## Information shown
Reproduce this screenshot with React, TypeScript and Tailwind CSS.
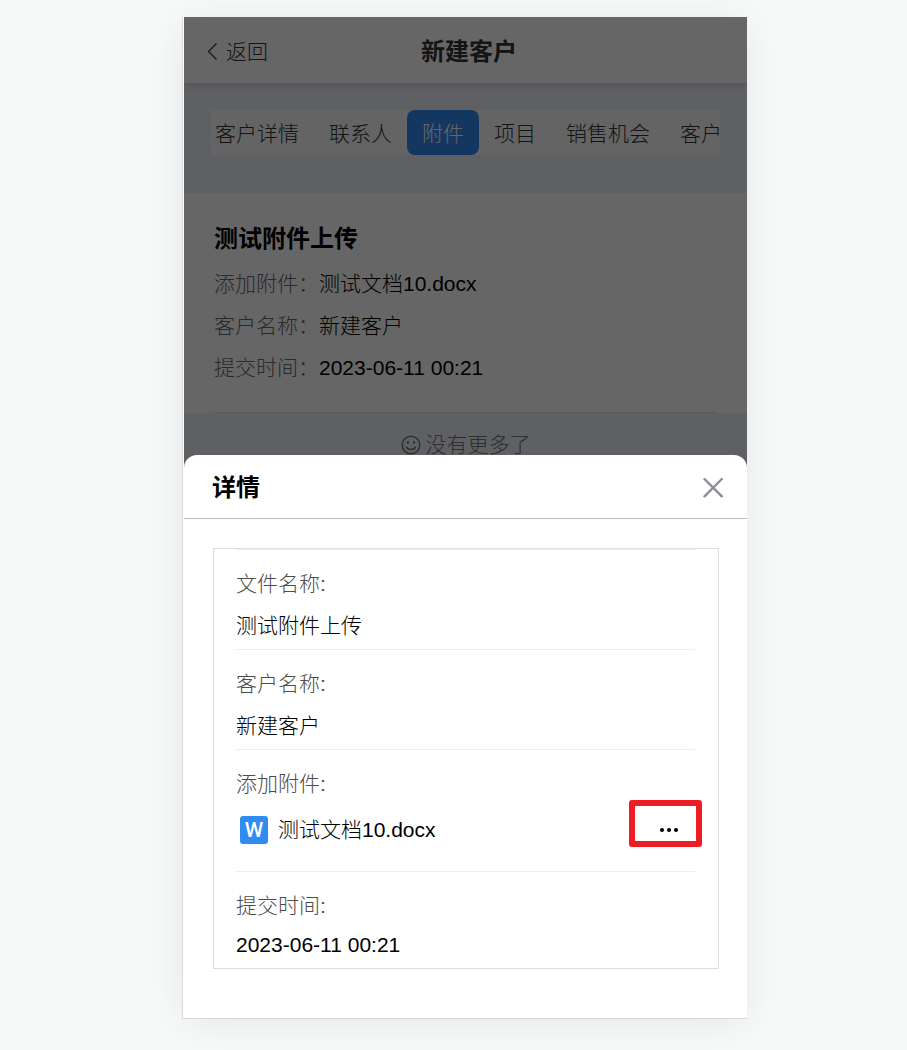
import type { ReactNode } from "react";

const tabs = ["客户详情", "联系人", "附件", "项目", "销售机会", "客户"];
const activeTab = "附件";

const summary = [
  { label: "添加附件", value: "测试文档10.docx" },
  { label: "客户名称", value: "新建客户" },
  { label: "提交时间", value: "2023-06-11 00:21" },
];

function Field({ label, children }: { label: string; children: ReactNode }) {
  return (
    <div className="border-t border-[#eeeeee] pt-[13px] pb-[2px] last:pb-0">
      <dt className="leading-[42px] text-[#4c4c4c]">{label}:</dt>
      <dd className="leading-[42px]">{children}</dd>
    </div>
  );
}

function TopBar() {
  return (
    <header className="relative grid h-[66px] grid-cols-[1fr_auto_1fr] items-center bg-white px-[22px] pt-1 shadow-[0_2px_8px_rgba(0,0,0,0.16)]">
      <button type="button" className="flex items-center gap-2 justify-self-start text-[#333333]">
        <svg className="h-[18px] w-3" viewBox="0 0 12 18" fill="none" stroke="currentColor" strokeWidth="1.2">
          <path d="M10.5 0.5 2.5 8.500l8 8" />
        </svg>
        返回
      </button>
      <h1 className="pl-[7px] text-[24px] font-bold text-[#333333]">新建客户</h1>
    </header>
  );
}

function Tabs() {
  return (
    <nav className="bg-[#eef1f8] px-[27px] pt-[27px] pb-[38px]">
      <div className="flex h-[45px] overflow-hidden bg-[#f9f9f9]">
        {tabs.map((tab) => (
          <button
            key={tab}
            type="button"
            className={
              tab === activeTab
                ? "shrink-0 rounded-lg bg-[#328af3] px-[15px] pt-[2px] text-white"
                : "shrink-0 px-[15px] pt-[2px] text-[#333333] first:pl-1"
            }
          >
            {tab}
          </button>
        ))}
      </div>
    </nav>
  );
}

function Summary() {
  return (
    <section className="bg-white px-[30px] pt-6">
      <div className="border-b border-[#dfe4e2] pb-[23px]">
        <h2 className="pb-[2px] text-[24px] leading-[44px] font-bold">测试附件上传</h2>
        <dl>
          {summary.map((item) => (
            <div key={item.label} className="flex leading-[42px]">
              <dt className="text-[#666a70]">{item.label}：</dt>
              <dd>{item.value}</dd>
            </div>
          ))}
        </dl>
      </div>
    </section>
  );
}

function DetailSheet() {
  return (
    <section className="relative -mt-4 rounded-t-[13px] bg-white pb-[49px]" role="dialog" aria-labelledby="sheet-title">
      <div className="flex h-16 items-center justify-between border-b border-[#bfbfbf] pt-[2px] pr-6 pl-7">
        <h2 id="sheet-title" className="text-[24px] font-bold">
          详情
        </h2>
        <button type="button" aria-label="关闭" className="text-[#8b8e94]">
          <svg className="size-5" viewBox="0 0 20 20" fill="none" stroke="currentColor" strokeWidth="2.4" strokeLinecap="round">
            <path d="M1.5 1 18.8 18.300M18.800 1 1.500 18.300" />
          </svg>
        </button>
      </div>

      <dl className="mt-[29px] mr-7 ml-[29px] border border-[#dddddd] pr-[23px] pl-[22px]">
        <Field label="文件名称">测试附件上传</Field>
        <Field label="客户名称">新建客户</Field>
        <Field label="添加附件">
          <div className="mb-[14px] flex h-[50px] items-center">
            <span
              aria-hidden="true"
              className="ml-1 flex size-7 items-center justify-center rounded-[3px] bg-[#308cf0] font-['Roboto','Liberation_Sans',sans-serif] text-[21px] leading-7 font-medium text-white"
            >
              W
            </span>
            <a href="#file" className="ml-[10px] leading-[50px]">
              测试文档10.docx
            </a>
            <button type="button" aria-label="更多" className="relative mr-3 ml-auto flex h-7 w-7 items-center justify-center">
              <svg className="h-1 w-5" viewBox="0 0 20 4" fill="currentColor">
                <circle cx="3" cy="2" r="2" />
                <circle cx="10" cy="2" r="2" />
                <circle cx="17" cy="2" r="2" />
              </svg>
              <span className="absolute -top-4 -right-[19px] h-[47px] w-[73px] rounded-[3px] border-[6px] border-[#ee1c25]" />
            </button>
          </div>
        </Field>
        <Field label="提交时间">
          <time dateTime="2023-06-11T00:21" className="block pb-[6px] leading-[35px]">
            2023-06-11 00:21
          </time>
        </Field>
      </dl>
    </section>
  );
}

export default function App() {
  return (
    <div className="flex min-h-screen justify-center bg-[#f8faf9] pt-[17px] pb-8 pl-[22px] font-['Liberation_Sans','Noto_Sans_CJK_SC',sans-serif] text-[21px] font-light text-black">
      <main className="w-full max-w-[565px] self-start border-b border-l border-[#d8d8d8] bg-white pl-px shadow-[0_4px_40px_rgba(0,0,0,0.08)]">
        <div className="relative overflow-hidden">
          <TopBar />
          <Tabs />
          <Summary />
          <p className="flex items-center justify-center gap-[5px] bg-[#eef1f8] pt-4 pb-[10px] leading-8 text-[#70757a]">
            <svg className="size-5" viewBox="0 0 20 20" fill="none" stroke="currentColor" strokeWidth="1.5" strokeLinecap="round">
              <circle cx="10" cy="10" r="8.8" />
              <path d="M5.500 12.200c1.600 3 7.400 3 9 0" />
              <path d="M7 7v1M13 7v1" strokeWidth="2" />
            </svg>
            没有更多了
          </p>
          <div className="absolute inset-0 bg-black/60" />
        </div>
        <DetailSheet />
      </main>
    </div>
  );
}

--

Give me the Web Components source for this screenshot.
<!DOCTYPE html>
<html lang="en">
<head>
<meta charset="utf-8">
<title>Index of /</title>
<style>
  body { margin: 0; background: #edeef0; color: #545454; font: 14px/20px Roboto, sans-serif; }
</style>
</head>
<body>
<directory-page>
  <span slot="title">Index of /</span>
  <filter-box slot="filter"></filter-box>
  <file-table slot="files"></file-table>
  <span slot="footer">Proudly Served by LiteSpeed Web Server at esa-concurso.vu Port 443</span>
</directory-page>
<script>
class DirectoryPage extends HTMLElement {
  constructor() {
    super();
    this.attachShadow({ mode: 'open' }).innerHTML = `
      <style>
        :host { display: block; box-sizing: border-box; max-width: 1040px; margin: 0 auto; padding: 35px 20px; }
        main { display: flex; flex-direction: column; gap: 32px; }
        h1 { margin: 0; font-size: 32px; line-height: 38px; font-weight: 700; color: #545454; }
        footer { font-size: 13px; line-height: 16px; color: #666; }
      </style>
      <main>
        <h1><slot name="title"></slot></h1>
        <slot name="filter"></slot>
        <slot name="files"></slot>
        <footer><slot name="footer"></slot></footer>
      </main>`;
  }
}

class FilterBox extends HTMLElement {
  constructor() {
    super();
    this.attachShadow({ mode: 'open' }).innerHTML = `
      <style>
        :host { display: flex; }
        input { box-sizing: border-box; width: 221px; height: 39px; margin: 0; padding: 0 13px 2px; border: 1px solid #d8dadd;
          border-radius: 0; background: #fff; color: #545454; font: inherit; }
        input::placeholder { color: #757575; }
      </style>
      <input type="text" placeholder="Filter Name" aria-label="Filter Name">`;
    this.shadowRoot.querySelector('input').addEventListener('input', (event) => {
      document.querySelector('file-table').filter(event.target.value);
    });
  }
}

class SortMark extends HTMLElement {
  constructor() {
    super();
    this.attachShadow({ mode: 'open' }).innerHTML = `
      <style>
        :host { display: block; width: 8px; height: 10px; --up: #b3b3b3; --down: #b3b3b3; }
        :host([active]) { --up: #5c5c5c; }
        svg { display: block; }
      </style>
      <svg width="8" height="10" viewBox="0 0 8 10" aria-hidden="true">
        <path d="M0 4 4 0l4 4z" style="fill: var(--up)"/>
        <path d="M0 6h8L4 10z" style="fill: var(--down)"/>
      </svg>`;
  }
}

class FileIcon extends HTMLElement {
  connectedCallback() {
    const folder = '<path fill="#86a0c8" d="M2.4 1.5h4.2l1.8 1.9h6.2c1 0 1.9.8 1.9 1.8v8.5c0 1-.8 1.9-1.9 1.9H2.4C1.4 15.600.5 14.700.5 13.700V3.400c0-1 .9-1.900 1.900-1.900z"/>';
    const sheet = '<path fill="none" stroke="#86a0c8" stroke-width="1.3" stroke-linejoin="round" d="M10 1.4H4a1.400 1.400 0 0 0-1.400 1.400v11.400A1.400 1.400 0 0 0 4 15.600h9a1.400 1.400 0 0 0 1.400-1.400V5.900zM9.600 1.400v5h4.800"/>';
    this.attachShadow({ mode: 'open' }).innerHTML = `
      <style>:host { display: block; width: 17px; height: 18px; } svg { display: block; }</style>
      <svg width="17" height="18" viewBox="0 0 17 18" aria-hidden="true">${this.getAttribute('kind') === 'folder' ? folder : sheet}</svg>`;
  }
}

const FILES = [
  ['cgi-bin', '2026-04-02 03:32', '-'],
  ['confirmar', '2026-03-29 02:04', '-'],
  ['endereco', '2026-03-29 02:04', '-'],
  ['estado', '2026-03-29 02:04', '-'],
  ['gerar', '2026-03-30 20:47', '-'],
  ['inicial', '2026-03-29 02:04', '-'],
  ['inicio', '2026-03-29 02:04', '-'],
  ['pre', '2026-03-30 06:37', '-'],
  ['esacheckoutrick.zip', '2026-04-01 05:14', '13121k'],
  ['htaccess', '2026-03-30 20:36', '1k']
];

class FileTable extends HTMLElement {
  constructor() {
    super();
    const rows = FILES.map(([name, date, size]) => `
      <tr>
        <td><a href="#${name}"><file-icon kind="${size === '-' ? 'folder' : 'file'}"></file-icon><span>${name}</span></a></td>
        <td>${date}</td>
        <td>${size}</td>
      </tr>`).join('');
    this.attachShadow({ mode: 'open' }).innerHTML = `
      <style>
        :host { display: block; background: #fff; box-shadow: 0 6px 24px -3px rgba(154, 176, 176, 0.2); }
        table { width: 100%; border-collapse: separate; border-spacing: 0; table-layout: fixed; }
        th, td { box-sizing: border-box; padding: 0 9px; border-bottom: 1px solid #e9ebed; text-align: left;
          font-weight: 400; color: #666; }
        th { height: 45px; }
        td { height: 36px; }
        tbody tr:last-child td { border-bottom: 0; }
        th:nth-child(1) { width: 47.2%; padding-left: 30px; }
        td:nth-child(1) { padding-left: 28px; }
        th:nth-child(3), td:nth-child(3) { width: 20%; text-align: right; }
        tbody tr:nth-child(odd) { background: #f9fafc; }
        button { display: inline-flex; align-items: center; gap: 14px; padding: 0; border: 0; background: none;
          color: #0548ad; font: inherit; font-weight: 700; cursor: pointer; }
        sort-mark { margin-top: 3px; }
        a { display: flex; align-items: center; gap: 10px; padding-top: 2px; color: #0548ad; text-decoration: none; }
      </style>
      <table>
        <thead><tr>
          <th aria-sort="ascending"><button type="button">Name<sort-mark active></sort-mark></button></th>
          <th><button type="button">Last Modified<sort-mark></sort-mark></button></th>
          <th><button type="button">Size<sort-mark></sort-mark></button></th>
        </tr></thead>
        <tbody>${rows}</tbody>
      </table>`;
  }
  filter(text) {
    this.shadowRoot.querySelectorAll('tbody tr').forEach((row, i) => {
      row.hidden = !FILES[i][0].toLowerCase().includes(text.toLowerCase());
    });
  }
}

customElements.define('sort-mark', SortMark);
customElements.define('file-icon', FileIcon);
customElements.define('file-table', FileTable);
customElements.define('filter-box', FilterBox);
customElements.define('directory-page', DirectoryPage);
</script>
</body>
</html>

## Work to be completed
Using the material above, count the lines containing the word "screenshot". Reply with the number alone.

## Solution for this task
2